Aunque los demócratas son más reacios al libre comercio con México, Trump ya dio por cerrada esa negociación y ahora quiere dos cosas: el dinero para terminar y reforzar el muro fronterizo y la colaboración del gobierno mexicano para detener a migrantes centroamericanos y para recibir a los solicitantes de asilo que logran pasar la línea o el río en busca de ingreso legal a Estados Unidos.

Lo que quiere Trump no puede ser concedido. El Congreso no va a aprobar los fondos requeridos y seguirá combatiendo la decisión presidencial de apropiarse de otros fondos para desviarlos hacia el muro fronterizo. México, por su parte, no dará un golpe de timón en materia migratoria ni firmará un convenio de «tercer país» para hacerse cargo de los migrantes no mexicanos que pisan territorio estadunidense.

Algo podría, sin embargo, obtener Donald Trump con sus resoluciones presupuestales y sus amenazas de «cerrar la frontera» y, ahora, de imponer un arancel extraordinario de 25% a las importaciones de automotores procedentes de México.

Quizá el mandatario estadunidense no sabe de cierto lo que pueda obtener al final de sus actuales confrontaciones, pero sabe que algo tendrá que ser. Que no prosperen, por ejemplo, los recursos judiciales contra sus inconstitucionales decisiones presupuestales, por un lado, y que México acepte mayor cantidad de centroamericanos en su territorio en espera de la resolución sobre su solicitud de asilo, por el otro.

Es por eso que el tono sube y baja sólo para volver a subir. Las amenazas de Trump tienden a poner nerviosos a sus interlocutores. No obstante, la mayoría demócrata en la Cámara de Representantes y el gobierno de México han aguantado bien las arremetidas verbales de Trump.

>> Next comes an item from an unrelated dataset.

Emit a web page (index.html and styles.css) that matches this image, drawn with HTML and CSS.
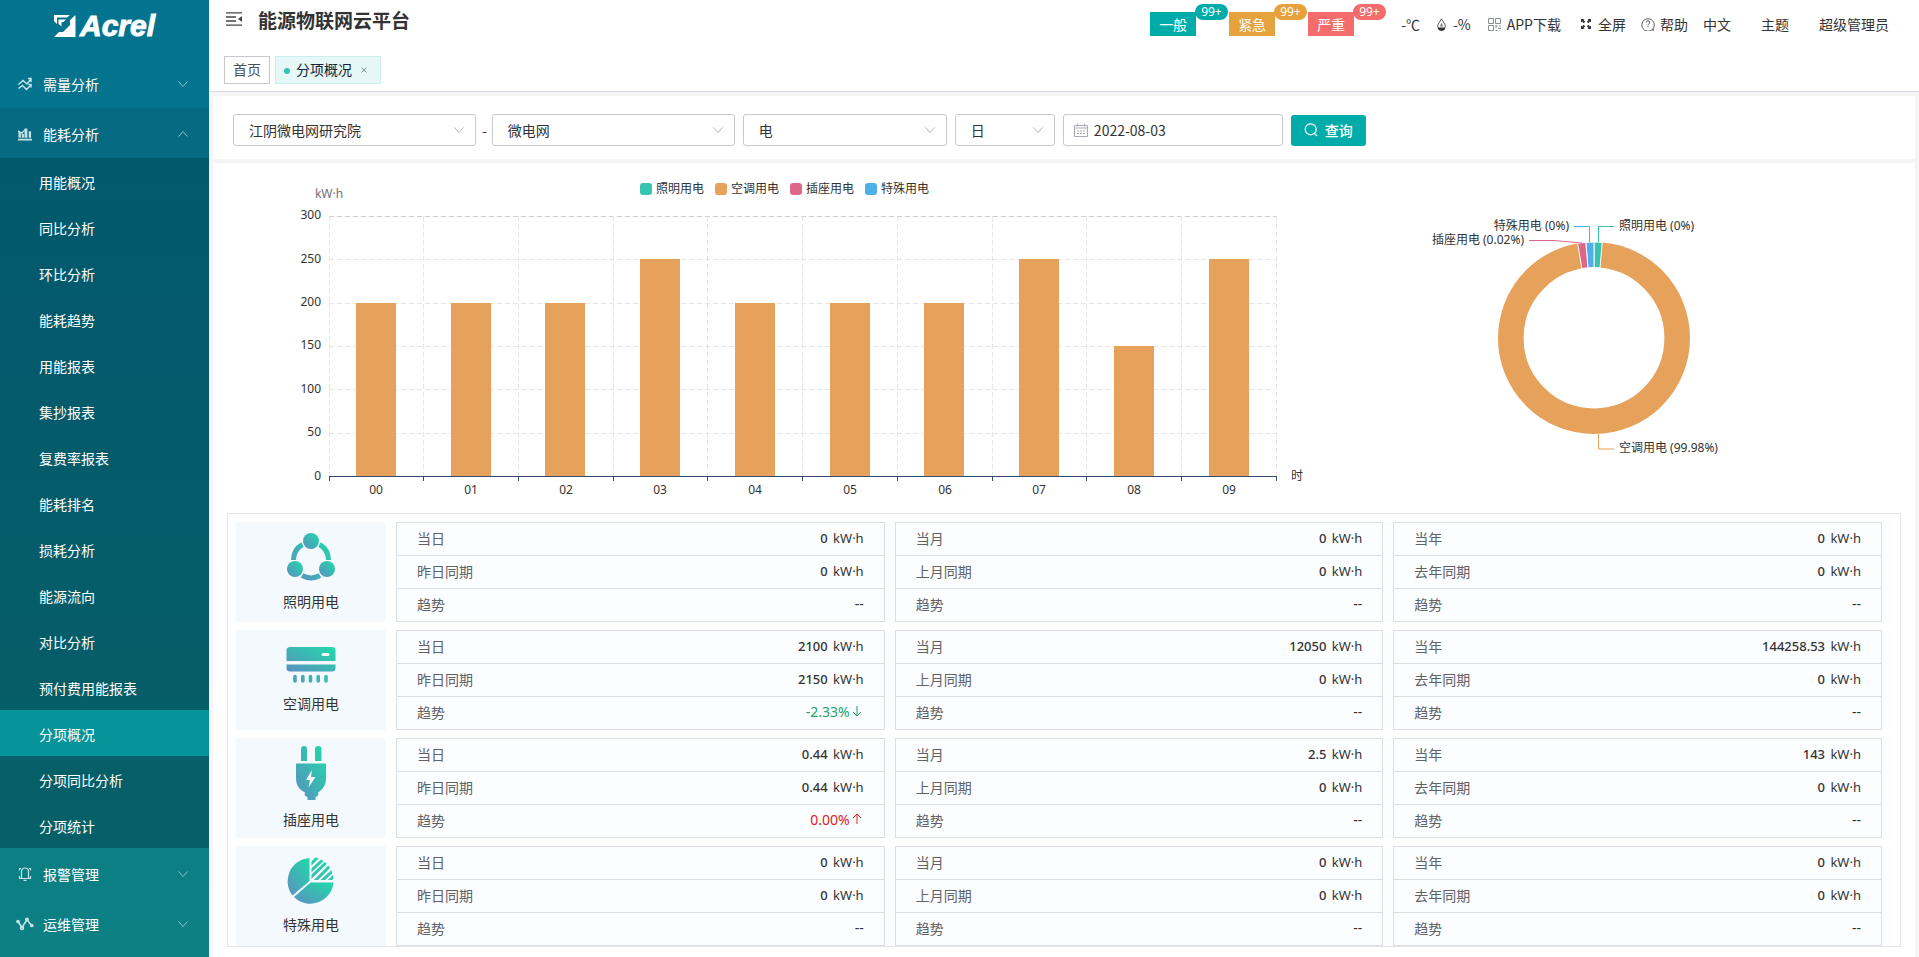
FILE: index.html
```html
<!DOCTYPE html>
<html lang="zh-CN">
<head>
<meta charset="utf-8">
<title>能源物联网云平台</title>
<link rel="stylesheet" href="styles.css">
</head>
<body>
<svg class="defs" width="0" height="0" aria-hidden="true">
  <defs>
    <linearGradient id="teal" x1="0" y1="1" x2="1" y2="0"><stop offset="0" stop-color="#5b8fc0"/><stop offset="1" stop-color="#1fdba9"/></linearGradient>
    <linearGradient id="tealUser" gradientUnits="userSpaceOnUse" x1="4" y1="48" x2="46" y2="4"><stop offset="0" stop-color="#5b8fc0"/><stop offset="1" stop-color="#1fdba9"/></linearGradient>
    <symbol id="chev" viewBox="0 0 12 12"><path d="M1.500 3.500 6 8.500l4.500-5" fill="none" stroke="currentColor"/></symbol>
  </defs>
</svg>
<div class="app">
  <nav class="sidebar">
    <a class="logo" href="#" aria-label="Acrel">
      <svg width="22" height="22" viewBox="0 0 22 22"><path d="M0 0h16l-3 2.500H3V9L0 6zM4.500 4.500H12L9.500 7H7.500v4.500L4.500 9zM21.500 0v22H0L5 17h4L16 10V5z" fill="#fff"/></svg>
      <span>Acrel</span>
    </a>
    <button class="group" type="button">
      <svg width="14" height="14" viewBox="0 0 14 14" fill="none" stroke="currentColor" stroke-width="1.500"><path d="M.5 7.500 5 3.500l4 3.500 4-5M10 1.500h3V5M.5 11.500 4.500 8.500l4 4L13 8M10.500 7.500H13v3"/></svg>
      <span>需量分析</span><svg class="arrow" width="12" height="12"><use href="#chev"/></svg>
    </button>
    <button class="group open" type="button" aria-expanded="true">
      <svg width="14" height="14" viewBox="0 0 15 14" fill="currentColor"><path d="M0 12h15v2H0zM.5 5H3v6H.5zM4 7h2.300v4H4zM7 1h3v10H7zM11.500 4H14v7h-2.500zM0 3l4 2 4-4v1.500L4.500 7 0 5z"/></svg>
      <span>能耗分析</span><svg class="arrow" width="12" height="12"><use href="#chev"/></svg>
    </button>
    <div class="submenu">
      <a href="#">用能概况</a>
      <a href="#">同比分析</a>
      <a href="#">环比分析</a>
      <a href="#">能耗趋势</a>
      <a href="#">用能报表</a>
      <a href="#">集抄报表</a>
      <a href="#">复费率报表</a>
      <a href="#">能耗排名</a>
      <a href="#">损耗分析</a>
      <a href="#">能源流向</a>
      <a href="#">对比分析</a>
      <a href="#">预付费用能报表</a>
      <a class="current" href="#">分项概况</a>
      <a href="#">分项同比分析</a>
      <a href="#">分项统计</a>
    </div>
    <button class="group" type="button">
      <svg width="14" height="14" viewBox="0 0 14 14" fill="none" stroke="currentColor" stroke-width="1.200"><path d="M3.500 11V4.500a3.500 3.500 0 0 1 7 0V11M1 11.500h12M5.500 13.300h3M1.500 3.500v-2H3M12.500 3.500v-2H11M1.500 9v2M12.500 9v2"/></svg>
      <span>报警管理</span><svg class="arrow" width="12" height="12"><use href="#chev"/></svg>
    </button>
    <button class="group" type="button">
      <svg width="14" height="14" viewBox="1 0 14 14" fill="none" stroke="currentColor" stroke-width="1.500"><path d="m1 4.500 4 6L10 2.500l4.500 6"/><circle cx="1" cy="4.500" r="1.100" fill="currentColor"/><circle cx="5" cy="11" r="1.500"/><circle cx="10" cy="2.500" r="1.200" fill="currentColor"/><circle cx="14.800" cy="8.500" r="1.100" fill="currentColor"/></svg>
      <span>运维管理</span><svg class="arrow" width="12" height="12"><use href="#chev"/></svg>
    </button>
  </nav>

  <div class="main">
    <header class="header">
      <div class="topbar">
        <button class="fold" type="button" aria-label="折叠菜单"><svg width="16" height="14" viewBox="0 0 16 14"><path d="M0 .8h16M0 5h10M0 9h10M0 13.200h16" stroke="#444" stroke-width="1.300"/><path d="M16 4v6l-4-3z" fill="#444"/></svg></button>
        <h1>能源物联网云平台</h1>
        <div class="tools">
          <button class="alarm normal" type="button">一般<span class="badge">99+</span></button>
          <button class="alarm urgent" type="button">紧急<span class="badge">99+</span></button>
          <button class="alarm severe" type="button">严重<span class="badge">99+</span></button>
          <span class="temp">-℃</span>
          <span class="humid"><svg width="9" height="13" viewBox="0 0 9 13"><path d="M4.500.8C6 3.800 8.300 6 8.300 8.500a3.800 3.800 0 0 1-7.600 0C.7 6 3 3.800 4.500.8z" fill="none" stroke="#444" stroke-width=".9"/><path d="M1 9.500h7a3.500 3.200 0 0 1-7 0z" fill="#333"/><path d="M4.500 4.500 3 8.500h3z" fill="#777"/></svg>-%</span>
          <a class="app-link" href="#"><svg width="13" height="13" viewBox="0 0 13 13" fill="none" stroke="#8a9096"><path d="M.5.5h5v5h-5zM7.500.5h5v5h-5zM.5 7.500h5v5h-5zM7.500 8h2M8 7.500v2.500M11 8h2M10 10.500h3M7.500 12.500h2M11.500 12.500h1"/></svg>APP下载</a>
          <a class="full" href="#"><svg width="12" height="12" viewBox="0 0 12 12" fill="#333"><path d="M1 1h3.500L3.500 2l1.700 1.700-1.500 1.500L2 3.500l-1 1zM11 1v3.500l-1-1-1.700 1.700-1.500-1.500L8.500 2l-1-1zM1 11V7.500l1 1 1.700-1.700 1.500 1.500L3.500 10l1 1zM11 11H7.500l1-1-1.700-1.700 1.500-1.500L10 8.500l1-1z"/></svg>全屏</a>
          <a class="help" href="#"><svg width="14" height="14" viewBox="0 0 14 14"><path d="M13 13h-2.300a6.200 6.200 0 1 1 1-.9L13 13z" fill="none" stroke="#555"/><path d="M5.300 5.500a1.700 1.700 0 1 1 2.300 1.600q-.7.300-.7 1.300M6.900 9.300v1" fill="none" stroke="#555"/></svg>帮助</a>
          <a class="lang" href="#">中文</a>
          <a class="theme" href="#">主题</a>
          <a class="user" href="#">超级管理员</a>
        </div>
      </div>
      <div class="tabs">
        <a class="tab" href="#">首页</a>
        <a class="tab active" href="#"><i class="dot"></i>分项概况<svg width="6" height="6" viewBox="0 0 6 6"><path d="m.5.5 5 5m0-5-5 5" stroke="#7d8f99"/></svg></a>
      </div>
    </header>

    <form class="filters">
      <span class="field wide"><select aria-label="单位"><option>江阴微电网研究院</option></select><svg width="12" height="12"><use href="#chev"/></svg></span>
      <span class="dash">-</span>
      <span class="field wide"><select aria-label="区域"><option>微电网</option></select><svg width="12" height="12"><use href="#chev"/></svg></span>
      <span class="field mid"><select aria-label="能源"><option>电</option></select><svg width="12" height="12"><use href="#chev"/></svg></span>
      <span class="field small"><select aria-label="周期"><option>日</option></select><svg width="12" height="12"><use href="#chev"/></svg></span>
      <span class="field date"><svg width="14" height="14" viewBox="0 0 14 14" fill="none" stroke="#a9adb3"><path d="M.5 2.500h13v11H.5zM.5 5h13M3.500.5v3M10.500.5v3"/><path d="M3 8h8M3 10.500h8" stroke-dasharray="2 1"/></svg><input type="text" value="2022-08-03" aria-label="日期"></span>
      <button class="query" type="button"><svg width="14" height="14" viewBox="0 0 14 14" fill="none" stroke="#fff" stroke-width="1.200"><circle cx="6.700" cy="6.300" r="5.500"/><path d="m10.500 10.300 2.500 2.700"/></svg>查询</button>
    </form>

    <main class="content">
      <section class="charts">
        <svg class="chart" viewBox="0 0 1134 350" role="img" aria-label="分项用电柱状图">
          <g class="legend">
            <rect x="427" y="20" width="12" height="12" rx="3" fill="#36c3b0"/><text x="443" y="30">照明用电</text>
            <rect x="502" y="20" width="12" height="12" rx="3" fill="#e6a15a"/><text x="518" y="30">空调用电</text>
            <rect x="577" y="20" width="12" height="12" rx="3" fill="#dc6789"/><text x="593" y="30">插座用电</text>
            <rect x="652" y="20" width="12" height="12" rx="3" fill="#4db0ea"/><text x="668" y="30">特殊用电</text>
          </g>
          <text class="unit" x="116" y="35" text-anchor="middle">kW·h</text>
          <path class="grid top" d="M116 53.500H1063"/>
          <path class="grid" d="M116 96.500H1063M116 140.500H1063M116 183.500H1063M116 226.500H1063M116 270.500H1063"/>
          <path class="grid" d="M116.500 53V313M210.500 53V313M305.500 53V313M400.500 53V313M494.500 53V313M589.500 53V313M684.500 53V313M779.500 53V313M873.500 53V313M968.500 53V313M1063.500 53V313"/>
          <g fill="#e6a15a">
            <rect x="143" y="140" width="40" height="173"/><rect x="238" y="140" width="40" height="173"/><rect x="332" y="140" width="40" height="173"/>
            <rect x="427" y="96" width="40" height="217"/><rect x="522" y="140" width="40" height="173"/><rect x="617" y="140" width="40" height="173"/>
            <rect x="711" y="140" width="40" height="173"/><rect x="806" y="96" width="40" height="217"/><rect x="901" y="183" width="40" height="130"/>
            <rect x="996" y="96" width="40" height="217"/>
          </g>
          <path class="axis" d="M116 313.500H1064M116.500 313v5M210.500 313v5M305.500 313v5M400.500 313v5M494.500 313v5M589.500 313v5M684.500 313v5M779.500 313v5M873.500 313v5M968.500 313v5M1063.500 313v5"/>
          <g text-anchor="end">
            <text x="108" y="56">300</text><text x="108" y="100">250</text><text x="108" y="143">200</text><text x="108" y="186">150</text><text x="108" y="230">100</text><text x="108" y="273">50</text><text x="108" y="317">0</text>
          </g>
          <g text-anchor="middle">
            <text x="163" y="331">00</text><text x="258" y="331">01</text><text x="353" y="331">02</text><text x="447" y="331">03</text><text x="542" y="331">04</text><text x="637" y="331">05</text><text x="732" y="331">06</text><text x="826" y="331">07</text><text x="921" y="331">08</text><text x="1016" y="331">09</text>
          </g>
          <text x="1078" y="317">时</text>
        </svg>
        <svg class="chart" viewBox="0 0 568 350" role="img" aria-label="分项用电占比">
          <circle cx="247" cy="175" r="83.200" fill="none" stroke="#e6a15a" stroke-width="25.600"/>
          <g stroke="#fff" stroke-width="1">
            <path d="M247 79a96 96 0 0 1 8.200.4l-2.200 25.500a70.500 70.500 0 0 0-6-.4z" fill="#36c3b0"/>
            <path d="M247 79a96 96 0 0 0-8.200.4l2.200 25.500a70.500 70.500 0 0 1 6-.4z" fill="#4db0ea"/>
            <path d="M238.800 79.400a96 96 0 0 0-8.200 1l4.300 25.100a70.500 70.500 0 0 1 6.100-.6z" fill="#dc6789"/>
          </g>
          <g fill="none">
            <path d="M251.500 79V63.500H267" stroke="#36c3b0"/>
            <path d="M242.500 79V63.500H227" stroke="#4db0ea"/>
            <path d="M235 80 207 77.500H182" stroke="#dc6789"/>
            <path d="M251.500 271v15H267" stroke="#e6a15a"/>
          </g>
          <text x="272" y="67">照明用电 (0%)</text>
          <text x="222" y="67" text-anchor="end">特殊用电 (0%)</text>
          <text x="177" y="81" text-anchor="end">插座用电 (0.02%)</text>
          <text x="272" y="289">空调用电 (99.98%)</text>
        </svg>
      </section>

      <section class="panel">
        <div class="item">
          <div class="kind"><svg width="50" height="50" viewBox="0 0 50 50"><g fill="none" stroke="url(#tealUser)" stroke-width="5"><path d="M7.500 28a18 18 0 0 1 9-15.500M33.500 12.500a18 18 0 0 1 9 15.500M16 43.500a19 19 0 0 0 18 0"/></g><g fill="url(#teal)"><circle cx="25" cy="9" r="8"/><circle cx="9" cy="37" r="8"/><circle cx="41" cy="37" r="8"/></g></svg><span>照明用电</span></div>
          <div class="blocks">
            <table><tr><th>当日</th><td><b>0</b> kW·h</td></tr><tr><th>昨日同期</th><td><b>0</b> kW·h</td></tr><tr><th>趋势</th><td class="trend">--</td></tr></table>
            <table><tr><th>当月</th><td><b>0</b> kW·h</td></tr><tr><th>上月同期</th><td><b>0</b> kW·h</td></tr><tr><th>趋势</th><td class="trend">--</td></tr></table>
            <table><tr><th>当年</th><td><b>0</b> kW·h</td></tr><tr><th>去年同期</th><td><b>0</b> kW·h</td></tr><tr><th>趋势</th><td class="trend">--</td></tr></table>
          </div>
        </div>
        <div class="item">
          <div class="kind"><svg width="50" height="38" viewBox="0 0 50 38"><path fill="url(#teal)" fill-rule="evenodd" d="M4 1h42a3.500 3.500 0 0 1 3.500 3.500V15H.5V4.500A3.500 3.500 0 0 1 4 1zm33 6a1.500 1.500 0 0 0 0 3h5a1.500 1.500 0 0 0 0-3zM.5 18.500h49V22a3.500 3.500 0 0 1-3.500 3.500H4A3.500 3.500 0 0 1 .5 22z"/><path d="M9 30.500v4.500M16.800 30.500v4.500M24.500 30.500v4.500M32.200 30.500v4.500M40 30.500v4.500" fill="none" stroke="url(#tealUser)" stroke-width="3.600" stroke-linecap="round"/></svg><span>空调用电</span></div>
          <div class="blocks">
            <table><tr><th>当日</th><td><b>2100</b> kW·h</td></tr><tr><th>昨日同期</th><td><b>2150</b> kW·h</td></tr><tr><th>趋势</th><td class="trend down">-2.33%<svg width="10" height="12" viewBox="0 0 10 12"><path d="M5 1v10M1 7l4 4 4-4" fill="none" stroke="currentColor"/></svg></td></tr></table>
            <table><tr><th>当月</th><td><b>12050</b> kW·h</td></tr><tr><th>上月同期</th><td><b>0</b> kW·h</td></tr><tr><th>趋势</th><td class="trend">--</td></tr></table>
            <table><tr><th>当年</th><td><b>144258.53</b> kW·h</td></tr><tr><th>去年同期</th><td><b>0</b> kW·h</td></tr><tr><th>趋势</th><td class="trend">--</td></tr></table>
          </div>
        </div>
        <div class="item">
          <div class="kind"><svg width="32" height="54" viewBox="0 0 32 54"><path fill="url(#teal)" fill-rule="evenodd" d="M6 15V3q0-3 3-3t3 3v12zM20 15V3q0-3 3.300-3T26.500 3v12zM1 17.500h30V32c0 8-4 12-8 14.500q1.500 3.500-2.500 4.500v3h-8v-3q-4-1-2.500-4.500C5 44 1 40 1 32zM17 24l-6 10h4l-1.500 7.500L20.500 31H16z"/></svg><span>插座用电</span></div>
          <div class="blocks">
            <table><tr><th>当日</th><td><b>0.44</b> kW·h</td></tr><tr><th>昨日同期</th><td><b>0.44</b> kW·h</td></tr><tr><th>趋势</th><td class="trend up">0.00%<svg width="10" height="12" viewBox="0 0 10 12"><path d="M5 11V1M1 5l4-4 4 4" fill="none" stroke="currentColor"/></svg></td></tr></table>
            <table><tr><th>当月</th><td><b>2.5</b> kW·h</td></tr><tr><th>上月同期</th><td><b>0</b> kW·h</td></tr><tr><th>趋势</th><td class="trend">--</td></tr></table>
            <table><tr><th>当年</th><td><b>143</b> kW·h</td></tr><tr><th>去年同期</th><td><b>0</b> kW·h</td></tr><tr><th>趋势</th><td class="trend">--</td></tr></table>
          </div>
        </div>
        <div class="item">
          <div class="kind"><svg width="50" height="48" viewBox="0 0 50 48"><defs><clipPath id="wedge"><path d="M25.500 0A23 23 0 0 1 47.500 23h-22z"/></clipPath></defs><path d="M23.500 1v23L6.500 38.500A23.300 23.300 0 0 1 23.500 1z" fill="url(#teal)"/><path d="M24.500 25.500h23A23.300 23.300 0 0 1 8 40z" fill="url(#teal)"/><path clip-path="url(#wedge)" d="M23 9 33-1M23 15.500 41-1M23 22 45 1M27 26 48 5M34 25.500 50 11M41 26l9-9" fill="none" stroke="url(#tealUser)" stroke-width="3"/></svg><span>特殊用电</span></div>
          <div class="blocks">
            <table><tr><th>当日</th><td><b>0</b> kW·h</td></tr><tr><th>昨日同期</th><td><b>0</b> kW·h</td></tr><tr><th>趋势</th><td class="trend">--</td></tr></table>
            <table><tr><th>当月</th><td><b>0</b> kW·h</td></tr><tr><th>上月同期</th><td><b>0</b> kW·h</td></tr><tr><th>趋势</th><td class="trend">--</td></tr></table>
            <table><tr><th>当年</th><td><b>0</b> kW·h</td></tr><tr><th>去年同期</th><td><b>0</b> kW·h</td></tr><tr><th>趋势</th><td class="trend">--</td></tr></table>
          </div>
        </div>
      </section>
    </main>
  </div>
</div>
</body>
</html>
```
FILE: styles.css
```css
* { box-sizing: border-box; }
body {
  margin: 0;
  font: 14px/20px "Noto Sans CJK SC", "Noto Sans", sans-serif;
  color: #333;
  background: #f5f5f7;
}
a { color: inherit; text-decoration: none; }
button, select, input { font: inherit; color: inherit; }
button { border: 0; background: none; padding: 0; cursor: pointer; }
svg { flex: none; }
.defs { position: absolute; }
.app { display: flex; min-height: 100vh; }

.sidebar {
  width: 209px;
  flex: none;
  color: #fff;
  background: linear-gradient(#03738f, #0c8083);
}
.logo {
  display: flex;
  align-items: center;
  justify-content: center;
  gap: 4px;
  height: 58px;
  padding-bottom: 6px;
  font: italic bold 30px/30px "Liberation Sans", sans-serif;
  -webkit-text-stroke: 1px #fff;
}
.group {
  display: flex;
  align-items: center;
  width: 100%;
  height: 50px;
  padding: 2px 20px 0 18px;
  text-align: left;
}
.group > svg { color: #c8e3e8; overflow: visible; }
.group span { margin: 0 auto 0 11px; }
.group .arrow { color: #8fc4cf; }
.group.open { background: #066a82; }
.group.open .arrow { transform: rotate(180deg); }
.submenu { background: rgba(0, 24, 36, 0.3); }
.submenu a {
  display: block;
  height: 46px;
  padding: 2px 0 0 39px;
  line-height: 44px;
}
.submenu .current { background: #05949a; }

.main { flex: 1; min-width: 0; display: flex; flex-direction: column; }
.header { background: #fff; border-bottom: 1px solid #d8dce5; margin-bottom: 4px; padding-bottom: 7px; }
.topbar { display: flex; align-items: flex-start; height: 56px; padding: 0 30px 0 17px; }
.fold { display: flex; padding-top: 12px; }
h1 { margin: 6px auto 0 16px; font-size: 19px; line-height: 28px; font-weight: bold; }
.tools { display: flex; align-items: center; padding-top: 12px; line-height: 24px; }
.tools a, .humid { display: flex; align-items: center; }
.alarm { position: relative; width: 46px; height: 24px; margin-right: 33px; color: #fff; line-height: 24px; }
.badge {
  position: absolute;
  top: -8px;
  left: 45px;
  padding: 0 6px;
  border-radius: 8px;
  background: inherit;
  font: 12px/16px "Noto Sans", sans-serif;
}
.normal { background: #00aca9; }
.urgent { background: #e6a23c; }
.severe { background: #f56c6c; }
.temp { margin: 0 17px 0 14px; }
.humid { gap: 7px; margin-right: 17px; }
.app-link { gap: 6px; margin-right: 19px; }
.full { gap: 6px; margin-right: 15px; }
.help { gap: 5px; margin-right: 15px; }
.lang, .theme { margin-right: 30px; }
.tabs { display: flex; gap: 5px; padding-left: 15px; }
.tab {
  display: flex;
  align-items: center;
  height: 28px;
  padding: 0 8px 2px;
  border: 1px solid #c8c8cc;
  color: #495060;
}
.tab.active { padding-right: 13px; border-color: #cdeeec; background: #e5f7f6; color: #123; }
.dot { width: 6px; height: 6px; margin: 4px 6px 0 0; border-radius: 50%; background: #36c3b0; }
.tab svg { margin: 2px 0 0 9px; }

.filters {
  display: flex;
  align-items: center;
  gap: 8px;
  height: 63px;
  margin: 0 4px 4px;
  padding: 5px 20px 0;
  background: #fff;
}
.field { position: relative; display: flex; align-items: center; }
.field > svg { position: absolute; right: 11px; color: #aeb2b8; pointer-events: none; }
.field select, .field input {
  width: 100%;
  height: 32px;
  padding: 0 15px;
  border: 1px solid #c8c9cc;
  border-radius: 3px;
  background: #fff;
  appearance: none;
}
.wide { width: 243px; }
.mid { width: 204px; }
.small { width: 100px; }
.date { width: 220px; }
.date > svg { left: 11px; }
.date input { padding-left: 30px; }
.dash { margin: 0 -3px 0 -2px; }
.query {
  display: flex;
  align-items: center;
  justify-content: center;
  gap: 7px;
  width: 75px;
  height: 31px;
  border-radius: 3px;
  background: #00aca9;
  color: #fff;
  font-weight: 500;
}

.content { flex: 1; margin: 0 4px; background: #fff; }
.charts { display: grid; grid-template-columns: minmax(0, 1fr) 568px; }
.chart { display: block; width: 100%; height: 350px; font: 12px "Noto Sans", "Noto Sans CJK SC", sans-serif; fill: #333; }
.chart .unit { fill: #6e7079; }
.grid { fill: none; stroke: #e6e6e9; stroke-dasharray: 5 3; }
.grid.top { stroke: #cfcfd2; }
.axis { fill: none; stroke: #354a70; }

.panel { margin: 0 14px; padding: 8px 8px 0; border: 1px solid #e2e4e6; }
.item { display: flex; gap: 10px; }
.item + .item { margin-top: 8px; }
.kind {
  display: flex;
  flex-direction: column;
  align-items: center;
  justify-content: center;
  gap: 9px;
  width: 150px;
  height: 100px;
  padding-bottom: 1px;
  background: #f3f9fc;
}
.blocks {
  flex: 1;
  display: grid;
  grid-template-columns: repeat(3, 1fr);
  gap: 10px;
  padding-right: 10px;
  background: #fbfdff;
}
table { width: 100%; border: 1px solid #dcdfe3; border-collapse: collapse; }
tr { height: 33px; border-bottom: 1px solid #dcdfe3; }
th, td { padding: 0 20px 2px; line-height: 20px; }
th { text-align: left; font-weight: normal; color: #606266; }
td { text-align: right; font-family: "Noto Sans", sans-serif; font-size: 13px; }
td b { margin-right: 2px; font-weight: 500; }
.trend { font-size: 14px; }
.trend svg { margin: 0 2px; }
.down { color: #1fa363; }
.up { color: #e02020; }
```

Sin embargo, la Casa Blanca está probando suerte con medidas administrativas que hacen que algunos pasos fronterizos se hagan más lentos por falta de suficiente personal. Esta situación no es ya una declaración delirante, como la del cierre total de la frontera, sino un acto muy concreto para ir incorporando a otros actores en una posible escalada de crisis fronteriza. Ahora ya están en el problema importadores y exportadores de ambos países que pueden presionar a los diputados en el Capitolio y al gobierno mexicano.

Con un arancel a los automotores procedentes de México se trataría de provocar una reacción equivalente y, de esa forma, una escalada, la cual ya no se limitaría al tema migratorio sino que sería un problema comercial y, por tanto, industrial.

Hasta el momento, López Obrador no ha caído en las provocaciones de una parte de la prensa mexicana y de un segmento de la oposición política que le exigen rechazos verbales a las amenazas de Trump. Pero las cosas se pondrían un tanto más complicadas si el presidente de Estados Unidos lleva a cabo una escalada, pero ya no de frases sino de decisiones administrativas y comerciales tan reales como duras.

Una guerra comercial no puede ser llevada a cabo por México. Las agresiones que en esta materia puedan ser emprendidas por Trump no tendrían para qué provocar respuestas a la medida de parte de López Obrador, ya que eso sería justamente entrar al juego en el que la Casa Blanca se sabe ganadora.

Por parte de los demócratas en el Capitolio tampoco habrá una defensa militante de las importaciones mexicanas. Por tanto, si Trump convierte sus delirantes amenazas en actos de agresión comercial, México se va a ver solo, por lo cual se requeriría la más amplia solidaridad interna, una especie de inmunidad fundada en la lealtad nacional.

Empezar a pelear internamente sería una fuerte carta de victoria del gobierno de Trump.